Wales star Gareth Bale started the battle when he declared that England “big themselves up before they’ve done anything” and that “none” of Roy Hodgson’s players would get into Coleman’s side.

Hodgson described Bale’s initial comments as “disrespectful”. England midfielder Jack Wilshere said Wales’s dislike of England was reciprocated.

Asked if Bale’s comments had been part of a targeted campaign, Coleman told a press conference in Lens on Thursday: “Whether it was or whether it wasn’t, you’ll have to ask the players involved.

“It’s all about opinions and if that’s their opinion, that’s up to them. They’re grown men.

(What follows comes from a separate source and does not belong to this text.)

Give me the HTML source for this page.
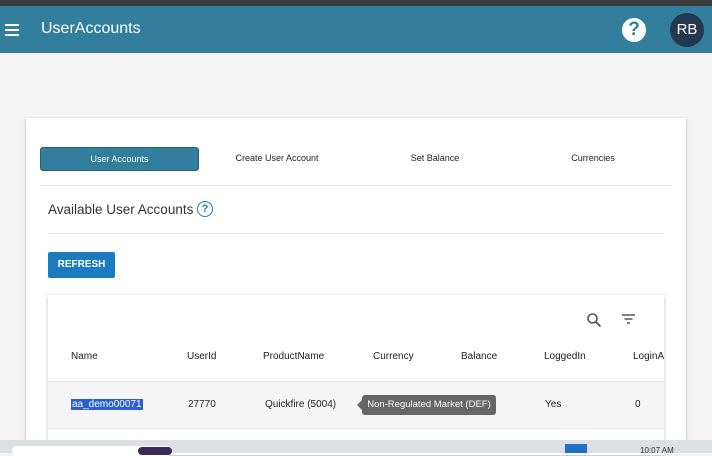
<!DOCTYPE html>
<html><head><style>
body{margin:0;width:712px;height:453px;overflow:hidden;background:#f4f4f4;font-family:"Liberation Sans",sans-serif;position:relative}
.a{position:absolute}
</style></head><body>
<div class="a" style="left:0;top:0;width:712px;height:6px;background:#3a3a3a"></div>
<div class="a" style="left:0;top:6px;width:712px;height:47px;background:#337e9c"></div>
<div class="a" style="left:5px;top:24px;width:14px;height:2px;background:#fff;box-shadow:0 5px 0 #fff,0 10px 0 #fff"></div>
<div class="a" style="left:41px;top:20px;color:#fff;font-size:16px">UserAccounts</div>
<div class="a" style="left:622px;top:18px;width:24px;height:24px;border-radius:50%;background:#fff;color:#337e9c;font-weight:bold;font-size:19px;text-align:center;line-height:24px">?</div>
<div class="a" style="left:670px;top:13px;width:34px;height:34px;border-radius:50%;background:#24384f;color:#fff;font-size:15px;text-align:center;line-height:34px">RB</div>
<div class="a" style="left:26px;top:118px;width:660px;height:330px;background:#fff;box-shadow:0 1px 3px rgba(0,0,0,.25)"></div>
<div class="a" style="left:40px;top:147px;width:157px;height:22px;background:#337e9c;border:1px solid #25607a;border-radius:3px;color:#fff;font-size:9px;text-align:center;line-height:22px">User Accounts</div>
<div class="a" style="left:198px;top:153px;width:158px;text-align:center;font-size:9px;color:#222">Create User Account</div>
<div class="a" style="left:356px;top:153px;width:158px;text-align:center;font-size:9px;color:#222">Set Balance</div>
<div class="a" style="left:514px;top:153px;width:158px;text-align:center;font-size:9px;color:#222">Currencies</div>
<div class="a" style="left:40px;top:185px;width:632px;height:1px;background:#e6e6e6"></div>
<div class="a" style="left:48px;top:202px;font-size:13.5px;color:#333">Available User Accounts</div>
<div class="a" style="left:197px;top:201px;width:14px;height:14px;border:1.5px solid #1a7bbf;border-radius:50%;color:#1a7bbf;font-size:11px;font-weight:bold;text-align:center;line-height:14px">?</div>
<div class="a" style="left:48px;top:233px;width:616px;height:1px;background:#e6e6e6"></div>
<div class="a" style="left:48px;top:252px;width:67px;height:26px;background:#1a7bbf;border-radius:2px;color:#fff;font-size:10px;font-weight:bold;text-align:center;line-height:26px">REFRESH</div>
<div class="a" style="left:48px;top:295px;width:616px;height:160px;background:#fff;box-shadow:0 1px 4px rgba(0,0,0,.25)"></div>
<svg class="a" style="left:586px;top:312px" width="16" height="16" viewBox="0 0 16 16"><circle cx="6.5" cy="6.5" r="4.5" fill="none" stroke="#555" stroke-width="1.6"/><path d="M10 10l4.5 4.5" stroke="#555" stroke-width="1.8"/></svg>
<svg class="a" style="left:621px;top:313px" width="15" height="12" viewBox="0 0 15 12"><path d="M1 2h13M3.5 6h8M6 10h3" stroke="#555" stroke-width="1.5"/></svg>
<div class="a" style="top:351px;left:0;width:712px;font-size:10px;color:#222">
<span class="a" style="left:71px">Name</span><span class="a" style="left:187px">UserId</span><span class="a" style="left:263px">ProductName</span><span class="a" style="left:373px">Currency</span><span class="a" style="left:461px">Balance</span><span class="a" style="left:544px">LoggedIn</span><span class="a" style="left:633px">LoginA</span></div>
<div class="a" style="left:48px;top:381px;width:616px;height:1px;background:#e6e6e6"></div>
<div class="a" style="left:48px;top:382px;width:616px;height:46px;background:#f5f5f5"></div>
<div class="a" style="left:48px;top:428px;width:616px;height:1px;background:#e6e6e6"></div>
<div class="a" style="top:399px;left:0;width:712px;font-size:10px;color:#222">
<span class="a" style="left:71px;background:#2a5fd0;color:#fff;padding:0 1px">aa_demo00071</span><span class="a" style="left:188px">27770</span><span class="a" style="left:265px">Quickfire (5004)</span><span class="a" style="left:545px">Yes</span><span class="a" style="left:635px">0</span></div>
<div class="a" style="left:362px;top:395px;width:134px;height:20px;background:#666;border-radius:3px;color:#fff;font-size:9.5px;text-align:center;line-height:20px">Non-Regulated Market (DEF)</div>
<div class="a" style="left:357px;top:400px;width:0;height:0;border:5px solid transparent;border-right-color:#666;border-left:0"></div>
<div class="a" style="left:0;top:440px;width:712px;height:13px;background:#dcdfe3"></div>
<div class="a" style="left:12px;top:446px;width:160px;height:10px;background:#fff;border-radius:6px"></div>
<div class="a" style="left:138px;top:447px;width:34px;height:8px;background:#3a2a5a;border-radius:4px"></div>
<div class="a" style="left:565px;top:444px;width:22px;height:9px;background:#1f6fc4"></div>
<div class="a" style="left:640px;top:446px;font-size:8px;color:#333">10:07 AM</div>
</body></html>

“It was always going to turn into this: ‘He said this, she said that.’ It’s irrelevant really, because when the whistle goes tomorrow, we’ll see who’s ready and who’s not.

“All the talk beforehand, blah blah blah, for me. I’m not into mind games. Let’s just get down to business. This is all just small talk. It doesn’t mean anything to me at all.”

Having beaten Slovakia 2-1 in their opening game, Wales will qualify for the last 16 if they beat England, who only drew 1-1 with Russia in their first match.

While the pressure appears to be on England, Wales left-back Neil Taylor said the pre-match chatter from the Welsh camp had not been a deliberate tactic.

“To say we’re trying to get under their skin would be wrong,” said the Swansea City player.

“Our intention is to play well in the game. We’re focused on us and only us.”

Stopping Bale will be key to England’s hopes of victory, the Real Madrid forward having scored with a scorching 25-metre (yard) free-kick against Slovakia in Bordeaux.

Bale, the world’s most expensive player, is the centre of attention wherever Wales go, but Coleman said that he was a straightforward player to work with.

“Balo’s easy. He’s a quiet guy, he’s a family guy, there’s no shenanigans or nonsense with him off the field,” Coleman said.

“It’s easy to coach him. With someone like him, who’s very passionate about his country, he wants to do well, so he buys into what we want to do.

“And as long as he thinks we’re doing our best to make sure we set ourselves up properly, there’s never a problem with Balo. He just wants to come, enjoy his football and enjoy playing for Wales.”